Here is an example, before and after – just look at the difference:
The personal stylish “secret”
And now I will get directly to my own personal “secret” of looking good.
I almost never use any of the camouflaging techniques to hide face imperfections. Not because I am a 16-year old porcelain doll (huh?) or a forever-young nymph. Here are two main reasons: first, even if you use expensive high-end brands that “moist” and “nurture” your skin – the treacherous micro-wrinkles will show up within X hours.
Second: the amount of money, time and energy invested in the process are just not worth it (for me personally, of course). Eventually, your life scenario will bring you to a point when you will have to show up without the mask and people (or even one most important person) will be surprised to see you “unmasked”. Who would want that to happen?
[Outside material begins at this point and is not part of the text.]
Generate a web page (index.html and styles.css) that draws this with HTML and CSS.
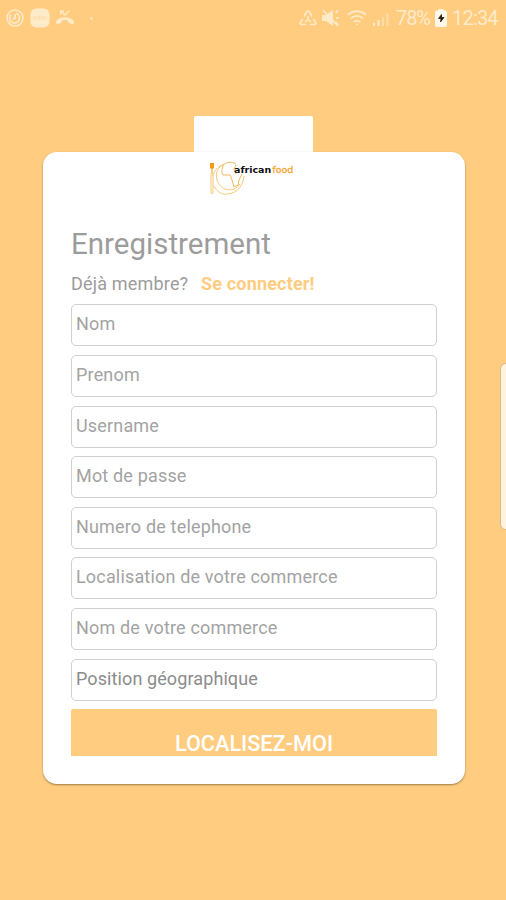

So the “secret” is: the easier I get used to my own unmasked look, the more comfortable and confident I feel about myself in any circumstance. By showing up with minimal cosmetic camouflage I send a message to others: “this is me”. There are no psychological pits to plunge into, there are no awkward situations (melted mascara, too much eye shadows, “eaten” lipstick and so on).
Being “permanently” stylish
Most moms will argue and agree, that mental comfort will not replace a good looking frontier. A good night’s sleep is only part of the solution, but it won’t make my eyelashes look black if I was born with light ones. And a good mood will not remove face spots and capillary. Well, here is some gray area about that. Permanent make-up, permanent eye-lash color, light simple lipstick. This is the every day style of an every day mom. Simple, easy, dispensable, not requiring too many hand-movements. Being stylish doesn’t necessarily means layers of concealer.
Style shines from the inside
Style can shine through reflecting your inner state. State of calmness and security or state of hesitation and vacillation. Benign manners and confident look or a sense of hidden fear and overwhelming thoughts. The true style equals to the genuine authentication of who I am in this world.